As the first of the month approaches, many renters will come up short on rent as a result of the economic impacts of the COVID-19 pandemic.
The economic devastation of the coronavirus pandemic has put as many as 40 million people at risk of eviction by the end of the year, according to the National Low Income Housing Coalition. A federal ban on evictions from public housing ended in July, and many state and local protections for all renters are expiring soon.
In Marion, Ohio, a place with no special protections against eviction, Jacque Sayre went on unemployment in March after she was laid off from her job at a hotel when the pandemic hit. Without the additional $600 in federal assistance “keeping everything alive,” she says she now receives $219 per week in unemployment benefits — which isn’t enough to pay her $675 a month rent, car payment, insurance and electric bill.
“One month I try to pay my rent, one month I try to make my car payment,” she says. “And so I’m just juggling from month to month. It’s just very stressful not knowing what’s going to happen.”
Sayre says she’s trying to work something out with her landlord, who has already evicted some of her neighbors. But she says it’s hard to see how she’ll get by unless lawmakers pass some sort of rent relief.

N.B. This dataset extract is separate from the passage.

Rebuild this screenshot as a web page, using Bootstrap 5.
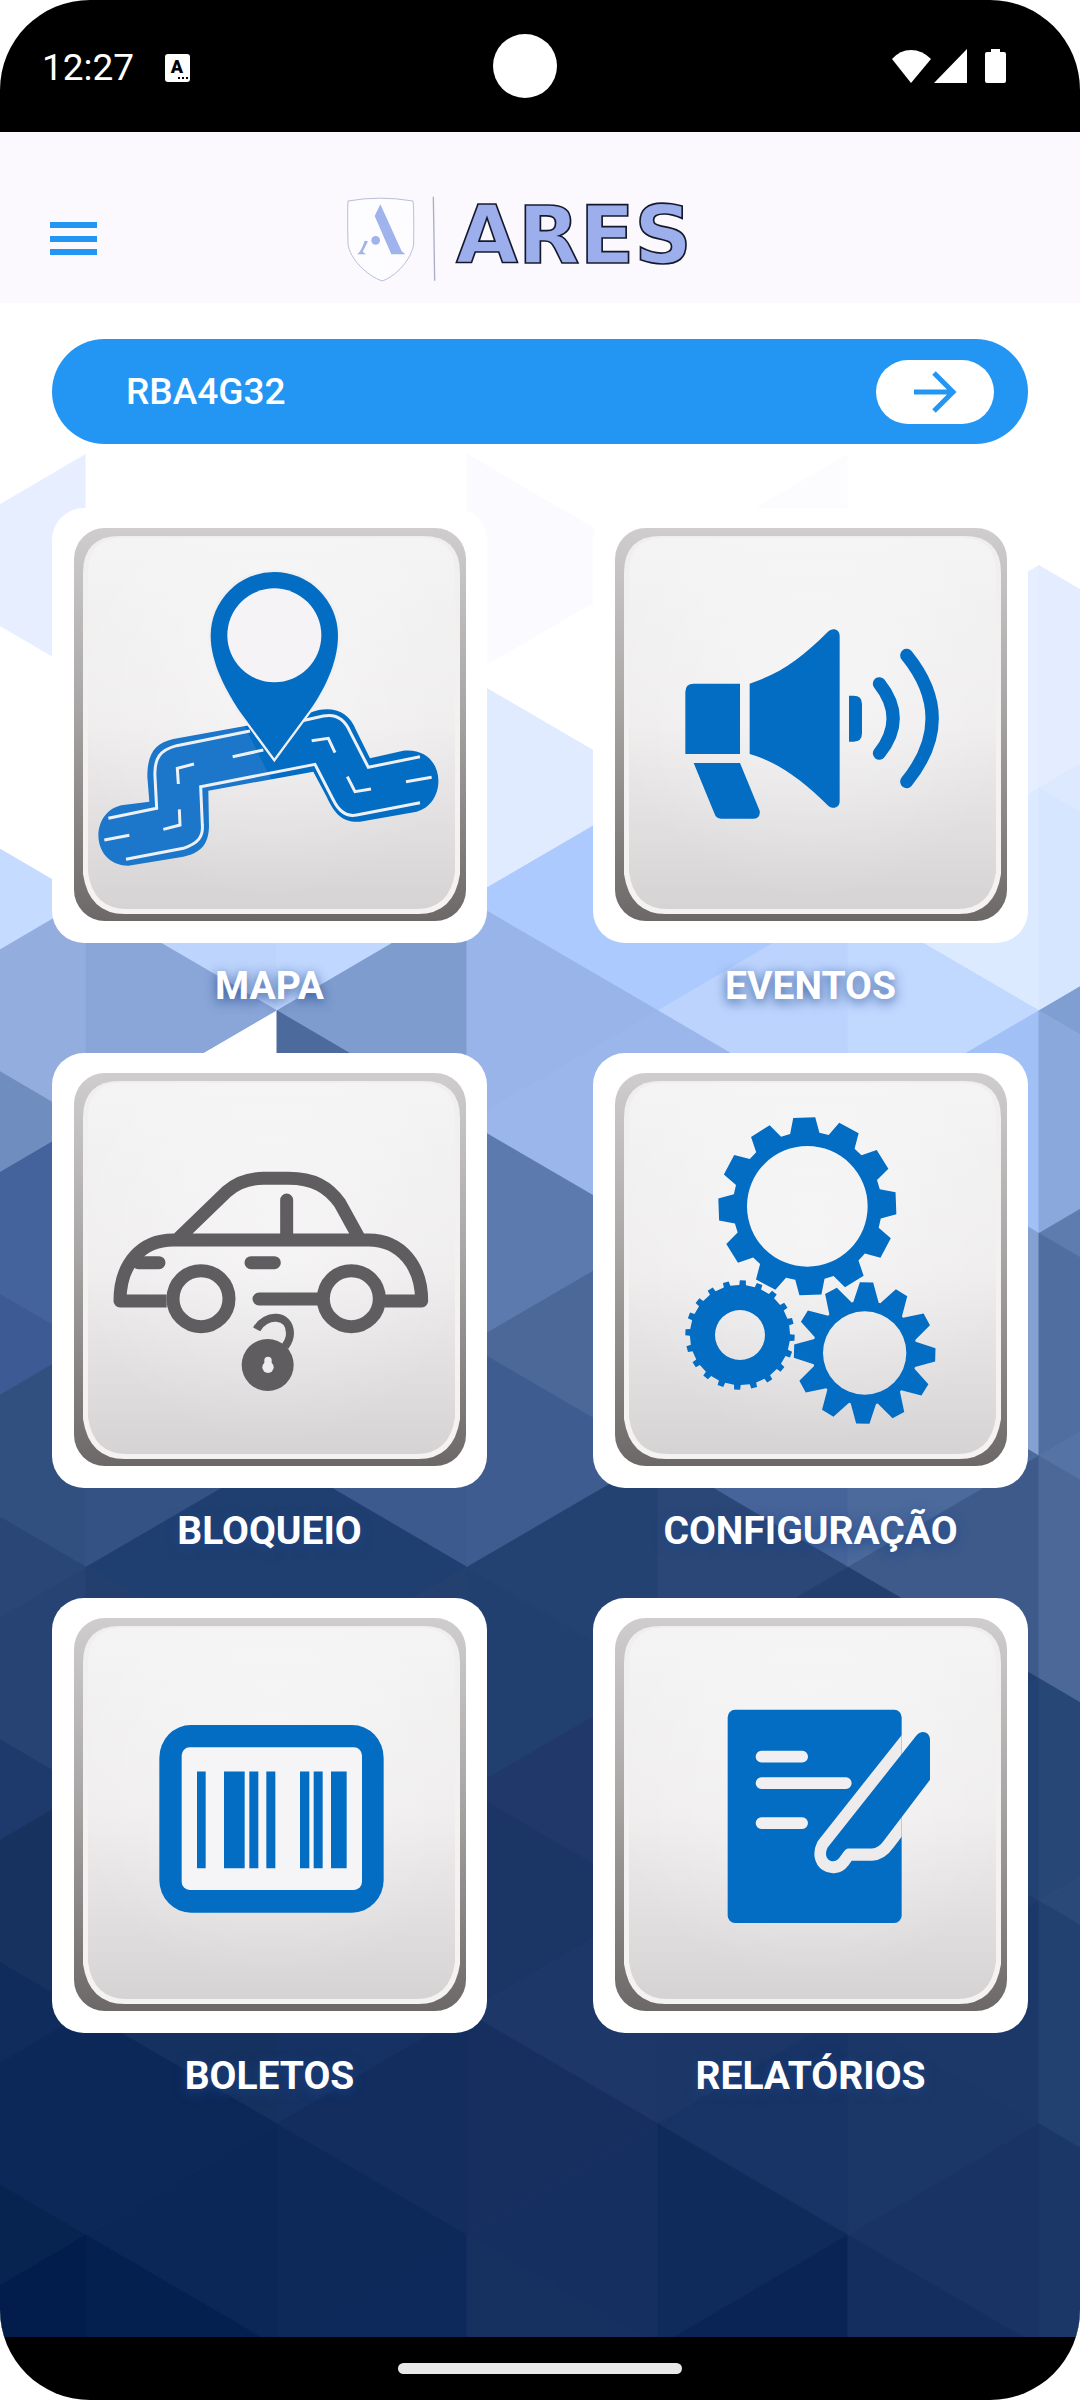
<!DOCTYPE html>
<html lang="pt-BR">
<head>
<meta charset="utf-8">
<meta name="viewport" content="width=device-width, initial-scale=1">
<title>ARES</title>
<link href="https://cdn.jsdelivr.net/npm/bootstrap@5.3.0/dist/css/bootstrap.min.css" rel="stylesheet">
<style>
  body { font-family: Roboto, "Noto Sans", sans-serif; background: #fff; }
  .phone { min-height: 100vh; border-radius: 90px; background: #000; }
  .status-bar { height: 132px; padding: 0 72px 0 42px; display: grid; grid-template-columns: 1fr auto 1fr; }
  .status-time { font-size: 37px; line-height: 44px; }
  .camera { width: 64px; height: 64px; }
  .app-bar { height: 171px; padding: 42px 48px 0; background: #fbf9fd; display: grid; grid-template-columns: 1fr auto 1fr; align-items: center; }
  .scene { isolation: isolate; background: #fff; padding: 36px 52px 0; }
  .mosaic { z-index: -1; }
  .plate-btn { height: 105px; padding: 0 34px 0 74px; background: #2396f4; font-size: 37px; font-weight: 500; margin-bottom: 64px; }
  .plate-btn:hover { background: #2396f4; }
  .plate-go { width: 118px; height: 64px; }
  .tiles { --bs-gutter-x: 106px; }
  .tile-face { aspect-ratio: 1; border-radius: 32px; }
  .tile-name { font-size: 39px; font-weight: 700; line-height: 46px; margin: 20px 0 44px; text-shadow: 0 3px 12px rgba(30, 70, 140, .85); }
  .system-nav { height: 63px; }
  .home-handle { width: 284px; height: 11px; background: #e9e9e9; }
</style>
</head>
<body>
<!-- shared tile art -->
<svg width="0" height="0" class="position-absolute" aria-hidden="true">
  <defs>
    <linearGradient id="rim" x1="0" y1="0" x2="0" y2="1"><stop offset="0" stop-color="#cfcdcd"/><stop offset=".45" stop-color="#a9a7a6"/><stop offset="1" stop-color="#6c6867"/></linearGradient>
    <linearGradient id="face" x1="0" y1="0" x2="0" y2="1"><stop offset="0" stop-color="#f4f4f5"/><stop offset=".5" stop-color="#efedee"/><stop offset="1" stop-color="#d5d3d4"/></linearGradient>
    <linearGradient id="lip" x1="0" y1="0" x2="0" y2="1"><stop offset="0" stop-color="#f0efef"/><stop offset="1" stop-color="#f5f3f2"/></linearGradient>
    <radialGradient id="sheen" cx=".5" cy=".42" r=".55"><stop offset="0" stop-color="#fff" stop-opacity=".4"/><stop offset="1" stop-color="#fff" stop-opacity="0"/></radialGradient>
    <linearGradient id="asphalt" gradientUnits="userSpaceOnUse" x1="590" y1="730" x2="670" y2="690"><stop offset=".5" stop-color="#1c76c9"/><stop offset=".5" stop-color="#036cc3"/></linearGradient>
    <clipPath id="sheet"><rect x="440" y="377" width="522" height="619" rx="22"/></clipPath>
    <symbol id="plate" viewBox="0 0 435 435">
      <rect x="22" y="20" width="392" height="393" rx="31" fill="url(#rim)"/>
      <path d="M31 65Q31 28 68 28H371Q408 28 408 65V366Q402 406 366 406H73Q37 406 31 366Z" fill="url(#lip)"/>
      <path d="M36 65Q36 30 70 30H369Q403 30 403 65V364Q398 401 364 401H75Q41 401 36 364Z" fill="url(#face)"/>
      <path d="M36 65Q36 30 70 30H369Q403 30 403 65V364Q398 401 364 401H75Q41 401 36 364Z" fill="url(#sheen)"/>
    </symbol>
  </defs>
</svg>

<div class="phone d-flex flex-column overflow-hidden">
  <div class="status-bar align-items-center text-white flex-shrink-0">
    <div class="d-flex align-items-center gap-4 pt-1">
      <span class="status-time">12:27</span>
      <svg width="40" height="30" viewBox="0 0 40 30" aria-hidden="true"><rect x="7" y="1" width="25" height="28" rx="3" fill="#fff"/><text x="19" y="20" text-anchor="middle" font-size="18" font-weight="900">A</text><path d="M20 25h2m2 0h2m2 0h2" stroke="#000" stroke-width="2"/></svg>
    </div>
    <div class="camera rounded-circle bg-white"></div>
    <svg class="ms-auto" width="118" height="36" viewBox="0 0 118 36" fill="#fff" aria-hidden="true">
      <path d="M21 35 2 11Q10 2 21 2T41 11Z"/><path d="M77 35H44L77 1Z"/><path d="M101 1h9v3h4q2 0 2 2v27q0 2-2 2H97q-2 0-2-2V6q0-2 2-2h4Z"/>
    </svg>
  </div>

  <header class="app-bar flex-shrink-0">
    <button type="button" class="btn border-0 p-0 text-start" aria-label="Menu">
      <svg class="d-block" width="52" height="36" viewBox="0 0 52 36" fill="#2396f4"><path d="M2 1h47v6H2zm0 14h47v6H2zm0 13h47v6H2z"/></svg>
    </button>
    <svg width="440" height="110" viewBox="0 10 1320 330" role="img" aria-label="ARES">
      <path d="M84 61Q180 44 279 61Q282 75 281 190C275 235 230 285 187 301C140 285 90 235 84 190Q82 100 84 61Z" fill="#fdfcff" stroke="#b9bfd8" stroke-width="3"/>
      <g fill="#9fb3ec"><path d="M181 71 245 212 256 221H214L164 106Z"/><circle cx="167" cy="179" r="13"/><path d="M134 180l10 2-16 31 10 8h-28q12-4 24-41Z"/></g>
      <path d="M340 48 344 300" stroke="#a9aec6" stroke-width="4"/>
      <text x="762" y="248" text-anchor="middle" font-family="DejaVu Sans, sans-serif" font-weight="700" font-size="240" fill="#9daeec" stroke="#14182a" stroke-width="5">ARES</text>
    </svg>
  </header>

  <main class="scene position-relative flex-grow-1">
    <svg id="mosaic" class="mosaic position-absolute top-0 start-0 w-100 h-100" viewBox="0 303 1080 2034" preserveAspectRatio="none" aria-hidden="true"></svg>

    <button type="button" class="plate-btn btn rounded-pill border-0 w-100 d-flex align-items-center justify-content-between text-white">
      <span>RBA4G32</span>
      <span class="plate-go bg-white rounded-pill d-flex align-items-center justify-content-center">
        <svg width="44" height="44" viewBox="0 0 44 44" fill="none" stroke="#2396f4" stroke-width="5"><path d="M1 22H40M21 3 40 22 21 41"/></svg>
      </span>
    </button>

    <div class="row tiles">
      <div class="col-6"><a href="#mapa" class="d-block text-decoration-none text-white text-center">
        <div class="tile-face bg-white overflow-hidden"><svg class="d-block w-100 h-100" viewBox="0 0 435 435" aria-hidden="true"><use href="#plate"/>
          <g transform="translate(-12 -8) scale(.33333)">
            <path fill="url(#asphalt)" d="M265 1097C148 1095 148 930 250 915L328 905 322 830C322 760 345 730 400 717L620 677 800 650 810 638C870 615 925 630 948 690L990 775 1090 752C1220 740 1225 910 1130 935L960 965C910 968 885 945 860 890L820 815 505 872 507 980C505 1040 475 1060 430 1070Z"/>
            <g fill="none" stroke="#edf1f6" stroke-width="9">
              <path d="M205 955 350 925 345 830C342 775 360 750 410 737L630 693M780 664 850 648C890 640 915 660 930 695L985 802 1140 770"/>
              <path d="M258 1078 430 1045C475 1030 490 1010 487 975L482 860 825 793 880 900C900 940 925 950 950 945L1140 908"/>
              <path d="M193 1020 268 1006M370 988 420 975 418 928M415 852 412 805 462 792M578 770 670 750M815 722 865 715 885 758M922 830 945 875 993 867M1098 845 1175 832"/>
            </g>
            <path d="M703 775 600 635C560 575 512 490 512 407A191 191 0 0 1 894 407C894 490 850 575 806 635Z" fill="#036cc3" stroke="#f1eff0" stroke-width="14" paint-order="stroke"/>
            <circle cx="703" cy="406" r="141" fill="#f5f3f5"/>
          </g></svg></div>
        <div class="tile-name">MAPA</div></a></div>

      <div class="col-6"><a href="#eventos" class="d-block text-decoration-none text-white text-center">
        <div class="tile-face bg-white overflow-hidden"><svg class="d-block w-100 h-100" viewBox="0 0 435 435" aria-hidden="true"><use href="#plate"/>
          <g transform="translate(-12 -8) scale(.33333)" fill="#036cc3">
            <path d="M477 551H338Q313 551 313 576V762H477ZM506 551C600 520 660 475 740 396 755 381 776 388 776 408V904C776 924 755 930 740 916 670 845 590 785 506 762ZM338 789H477L536 932Q539 956 518 956H420Q405 956 400 940ZM804 587H818Q843 587 843 612V700Q843 725 818 725H804Z"/>
            <path d="M895 551Q978 655 895 760M977 466Q1130 655 977 845" fill="none" stroke="#036cc3" stroke-width="39" stroke-linecap="round"/>
          </g></svg></div>
        <div class="tile-name">EVENTOS</div></a></div>

      <div class="col-6"><a href="#bloqueio" class="d-block text-decoration-none text-white text-center">
        <div class="tile-face bg-white overflow-hidden"><svg class="d-block w-100 h-100" viewBox="0 0 435 435" aria-hidden="true"><use href="#plate"/>
          <g transform="translate(-12 -13) scale(.33333)" fill="none" stroke="#5f5d60" stroke-width="39" stroke-linejoin="round">
            <path d="M380 783H240C240 670 305 600 400 600H985C1085 600 1145 680 1145 783H1035M415 595 560 455Q605 415 670 415H745C820 415 865 440 900 490L955 590"/>
            <path d="M740 480V590M295 668H357M633 668H703M657 777H840" stroke-linecap="round"/>
            <circle cx="483" cy="776" r="84"/><circle cx="934" cy="776" r="84"/>
            <path d="M650 868C675 820 750 820 750 880Q750 900 735 920" stroke-width="24"/>
            <circle cx="683" cy="975" r="78" fill="#5f5d60" stroke="none"/>
            <path d="M684 961V982" stroke="#eeecee" stroke-width="22" stroke-linecap="round"/><circle cx="684" cy="982" r="17" fill="#eeecee" stroke="none"/>
          </g></svg></div>
        <div class="tile-name">BLOQUEIO</div></a></div>

      <div class="col-6"><a href="#configuracao" class="d-block text-decoration-none text-white text-center">
        <div class="tile-face bg-white overflow-hidden"><svg class="d-block w-100 h-100" viewBox="0 0 435 435" aria-hidden="true"><use href="#plate"/>
          <g id="gears" transform="translate(-12 -13) scale(.33333)" fill="#036cc3" fill-rule="evenodd"></g></svg></div>
        <div class="tile-name">CONFIGURAÇÃO</div></a></div>

      <div class="col-6"><a href="#boletos" class="d-block text-decoration-none text-white text-center">
        <div class="tile-face bg-white overflow-hidden"><svg class="d-block w-100 h-100" viewBox="0 0 435 435" aria-hidden="true"><use href="#plate"/>
          <g transform="translate(-12 -18) scale(.33333 .34435)" fill="#036cc3">
            <rect x="358" y="421" width="673" height="545" rx="95"/><rect x="425" y="486" width="541" height="414" rx="24" fill="#f5f4f6"/>
            <path d="M471 556h26v281h-26zM552 556h62v281h-62zM628 556h27v281h-27zM679 556h27v281h-27zM780 556h28v281h-28zM821 556h27v281h-27zM873 556h47v281h-47z"/>
          </g></svg></div>
        <div class="tile-name">BOLETOS</div></a></div>

      <div class="col-6"><a href="#relatorios" class="d-block text-decoration-none text-white text-center">
        <div class="tile-face bg-white overflow-hidden"><svg class="d-block w-100 h-100" viewBox="0 0 435 435" aria-hidden="true"><use href="#plate"/>
          <g transform="translate(-12 -18) scale(.33333 .34435)" fill="#036cc3">
            <rect x="440" y="377" width="522" height="619" rx="22"/>
            <path d="M541 513H664M541 590H795M541 706H664" stroke="#f1eff1" stroke-width="34" stroke-linecap="round"/>
            <g clip-path="url(#sheet)"><path d="M1005 453C1020 433 1047 440 1047 464V580L910 755Q893 779 872 780H800Q794 781 786 792L774 808C758 828 722 812 740 777Z" stroke="#edebec" stroke-width="70" stroke-linejoin="round"/></g>
            <path d="M1005 453C1020 433 1047 440 1047 464V580L910 755Q893 779 872 780H800Q794 781 786 792L774 808C758 828 722 812 740 777Z"/>
          </g></svg></div>
        <div class="tile-name">RELATÓRIOS</div></a></div>
    </div>
  </main>

  <div class="system-nav flex-shrink-0 d-flex align-items-center justify-content-center"><span class="home-handle rounded-pill"></span></div>
</div>

<script src="https://cdn.jsdelivr.net/npm/bootstrap@5.3.0/dist/js/bootstrap.bundle.min.js"></script>
<script>
  const NS = 'http://www.w3.org/2000/svg';
  // Triangular mosaic: one colour list per column, top to bottom, half a triangle per step
  const xs = [-104, 86, 277, 467, 658, 848, 1039, 1229];
  const top0 = 343, half = 111.3;
  const cols = [
    'fff fff e6eeff fff fff c5dbff 93aede 6f8dbf 44629c 3d5a95 32507f 294676 264373 1e3a6d 17325f 102c5c 0c2858 07234f 021c4b',
    'fff fff fff fff fff bdd4fc 8aa6d8 fff 44629c 3d5a95 345384 1f3f70 223f6e 1e3a6d 17325f 15315f 0c2859 0b2757 04204f',
    'fff fff fff fff fff c0d8ff 7e9cce 4c6a9c 44629c 3d5a95 3c5a8d 1f3f70 23406f 1e3a6d 17325f 163264 122d5e 0d2959 0d295c',
    'fff fff fbfbff fff e0ebff adcaff 98b4e8 9ab6ea 5d7aae 4b6899 3f5c90 234272 22406f 20396a 1b3665 1d3868 162f5f 152f60 16305f',
    'fff fff fcfcff fff fff adcaff bcd4fd 9ab6ea 5d7aae 4b6899 46649a 2a4777 223f6e 20396a 1b3665 1c3767 183365 0f2b5b 0a2455',
    'fff fff fff e6efff e6efff dceaff c1d8ff a0c0f6 85a1d2 85a1d2 4c6a9c 3d5a8b 233f6e 224273 1f3b6b 1c3868 1b3767 183364 142e60',
    'fff fff fff e4edff dde9ff d7e6ff 7f9fd2 8ba8dc 5f7cae 506fa0 5573a4 4b6899 4b6899 274777 2a4878 224070 224070 1b3768 1b3768'
  ];
  const mosaic = document.getElementById('mosaic');
  cols.forEach((list, c) => list.split(' ').forEach((hex, j) => {
    const apexLeft = (c + j) % 2 === 0;
    const ax = apexLeft ? xs[c] : xs[c + 1], bx = apexLeft ? xs[c + 1] : xs[c];
    const m = top0 + half * j;
    const p = document.createElementNS(NS, 'polygon');
    p.setAttribute('points', `${ax},${m} ${bx},${m - half} ${bx},${m + half}`);
    p.setAttribute('fill', '#' + hex);
    p.setAttribute('stroke', '#' + hex);
    mosaic.appendChild(p);
  }));

  // Gears: centre, hole radius, root radius, tip radius, teeth, turn, half widths at root and tip
  [[679, 499, 181, 219, 266, 12, -2, 44, 33],
   [851, 939, 125, 152, 212, 12, 1.5, 38, 20],
   [477, 885, 75, 150, 164, 20, 3, 10, 9]].forEach(([cx, cy, hole, root, tip, n, turn, wr, wt]) => {
    let d = '';
    for (let i = 0; i < n; i++) {
      const a = (turn + i * 360 / n) * Math.PI / 180;
      [[-wr, root], [-wt, tip], [wt, tip], [wr, root]].forEach(([u, r]) => {
        const x = cx + u * Math.cos(a) + r * Math.sin(a), y = cy + u * Math.sin(a) - r * Math.cos(a);
        d += (d ? 'L' : 'M') + x.toFixed(1) + ' ' + y.toFixed(1);
      });
    }
    d += `ZM${cx - hole} ${cy}a${hole} ${hole} 0 1 0 ${2 * hole} 0a${hole} ${hole} 0 1 0 ${-2 * hole} 0Z`;
    const p = document.createElementNS(NS, 'path');
    p.setAttribute('d', d);
    document.getElementById('gears').appendChild(p);
  });
</script>
</body>
</html>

As long as the pandemic continues, she thinks people will need assistance with rent, even if it’s a direct payment to landlords or mortgage relief.
In California, a moratorium on courts processing evictions expires Tuesday. With further protections tied up in the state legislature, it’s unclear what tenant protections are still in place.
Anne Orchier, a 33-year-old marketing freelancer in Los Angeles, says keeping up with all of the changes on the city, county, state and federal levels is a full-time job. Inspired by the growing tenants’ rights movement calling for the cancelation of rent, she and her neighbors formed a tenants association.
The group came together for a meeting in their backyard to share how the pandemic has impacted them from affording food to paying rent, she says.
“So many of us were on the brink before,” she says. “And so the pandemic really pushed things over the edge and just like created this new layer of uncertainty.”
With more than $1,000 in rent owed to her landlord, Orchier says her neighbors have become a source of comfort and strength through this difficult time. When she receives a letter or any communication from her landlord, she feels afraid because of the power dynamic.
“If we’re talking about one-on-one, this is the person who has the power to decide if I have a home or not,” she says. “That’s really scary. My initial instinct is to feel fear, and that changes as soon as I talk to one of my neighbors.”
In Kenner, Louisiana, where evictions resumed in June, mother of seven Christian Cowans left her home of 18 years before her landlord officially filed for an eviction. She says she left because she knew she couldn’t pay and didn’t want to go to court, leaving her homeless for one or two weeks.
“Of course, I didn’t have my kids at the time, but I was pretty much living on the streets,” she says. “I’ve never been in that predicament before, but I made the best of it.”
Once her unemployment came through, she could afford a hotel room but still struggles with food and other expenses.
Before COVID-19, Cowans worked as a self-employed house cleaner — but she lost all of her clients because of the pandemic. Now, she says her unemployment benefits come out to $107 per week.
Thanks to some temporary rental assistance, she says she found a new home in a trailer but needs to pay the coming month’s rent by Sept. 19. Unless she finds a job soon, she could face eviction again.
In spite of everything, Cowans remains hopeful. She says she even checks in on people she knows who are struggling, including her former landlady whose property she was forced to leave. Cowans calls her a friend and knows she is also suffering during this pandemic.
“No matter how big COVID-19 wants to be, it’s not going to come and tear friendship and family apart with me,” she says. “You know, even though I’m in the boat I’m in, I’m still looking to help other people because there’s a lot of people that need help.”
Eviction bans are set to expire in eight more states by the end of September.